Mister Amarone, the way Dott. Sandro Boscaini, owner of Masi Agricola, is described by Kate Singleton in the book, Amarone The making of an Italian Wine Phenomenon, was in Malta as the guest of his local representative, Attard & Co (Foodstuffs) Ltd.
Dott. Boscaini is very passionate about the land where his vines grow: ‘To understand what Amarone really represents you have to have been born in Valpolicella. Amarone is more than just a wine or a technique; it’s a philosophy, an art, a lifetime companion,” he says.
After a day of meetings during which Dott Boscaini briefed Attard & Co. (Foodstuffs) Ltd staff on the latest developments within his family business, he was the guest of honour at a Wine & Dine Event at Rebekah’s Restaurant in Mellieha.

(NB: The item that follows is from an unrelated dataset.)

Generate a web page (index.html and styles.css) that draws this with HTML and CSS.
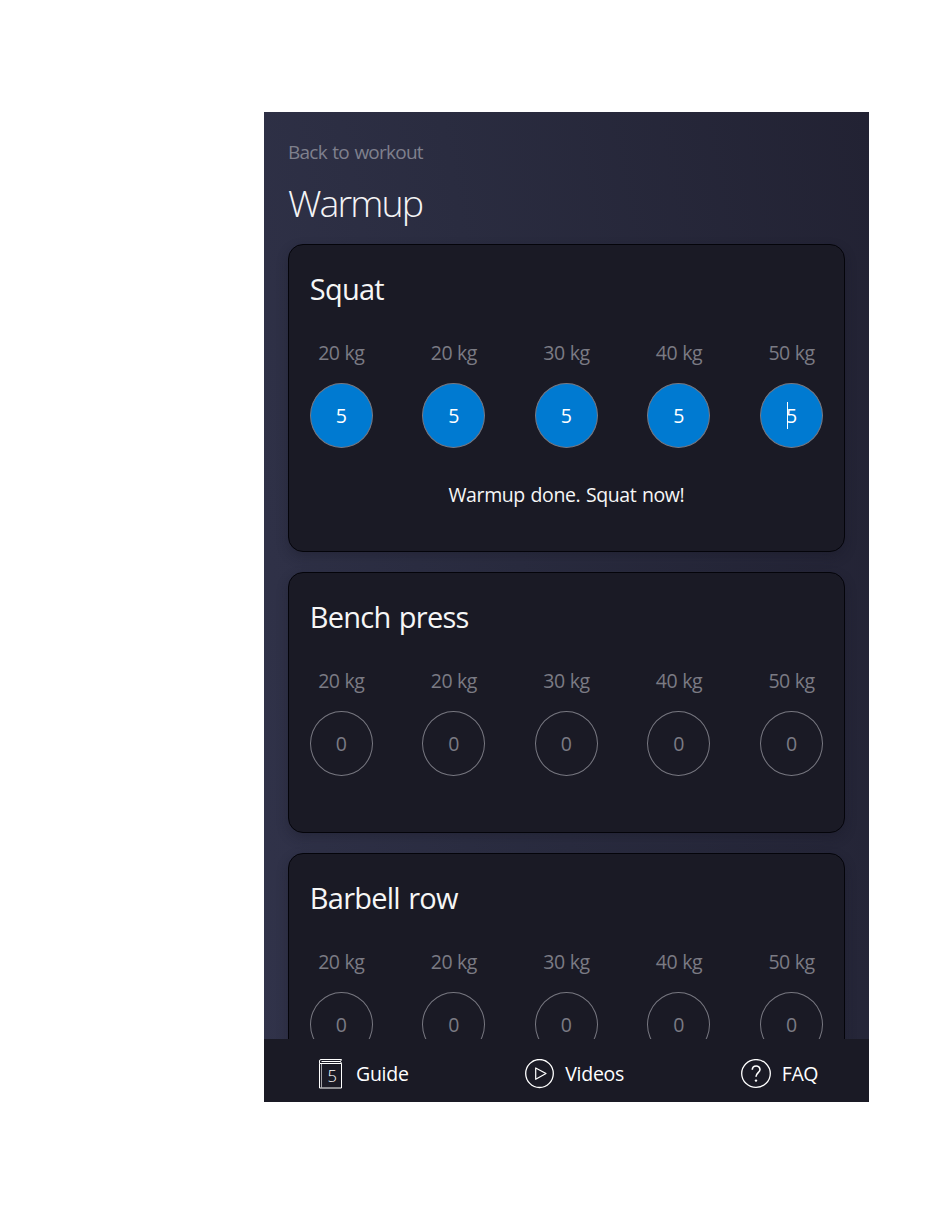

For starters there were canapés of cured salmon in dill, toasted crouton, fresh local goats’ cheese, almonds and cress. These were accompanied by Levarie Soave, one of the classics of the great Veronese tradition, made by Masi in a contemporary style. This is an evergreen white wine, delicate and original, made with the traditional grapes of the Levarie Soave Classico region – Garganega and Trebbiano – in an area with volcanic soil and a mild climate.
This was followed by a marinated king prawn concasse, grilled sea bass fillet, mandarin gel and a lime and extra virgin olive oil dressing. This was accompanied by Masianico Pinot Grigio, a fresh white wine, aromatic and fruity in style; the unmistakable result of combining Pinot Grigio delle Venezie with the Appassimento technique, Masi’s speciality. A ‘Supervenetian’ with great style, and a worthy ‘brother’ to the famous red wine, Campofiorin, which accompanied the next course.
The next course was tagliatelle with porcini mushrooms, baby asparagus, cashew nuts, grilled honey and mustard sausage. Campofiorin is Masi’s original ‘Supervenetian’ from 1964 – recognised internationally as the creator of a new category for wines from the Veneto inspired by the technique of making Amarone.
Its production has been described by no less than Hugh Johnson, the wine guru, as having an “ingenious technique”. This is a rich, smooth and velvety wine that combines simplicity and grace with strength and majesty.
The main course consisted of stuffed boneless duck with venison, confit venison neck and potato Dauphinoise, grilled vegetable terrine, buttered French beans, apricot compote and blackberries niepoort jus. This was accompanied by Riserva CostaSera – proud, majestic, complex and exuberant, a special cru version of Masi’s gentle giant, Costasera. This is a benchmark for the Amarone category, which, together with Barolo and Brunello, makes up the aristocracy of the Italian wine world.
Dessert, a Tanzania dark chocolate tart, toffee pannacotta and fig samosa with raspberry sauce, and coffee was served with Casal dei Ronchi, a noble, traditional, sweet dessert red wine from the Valpolicella region. This Recioto comes from the ancient Casal dei Ronchi vineyard on the Possessioni Serego Alighieri estate.
Made from the classic blend of Corvina, Rondinella and Molinara grapes, it is laid out for the winter to rest on bamboo racks in drying lofts during the Appassimento process. The resulting wine is highly aromatic, fruity and smooth.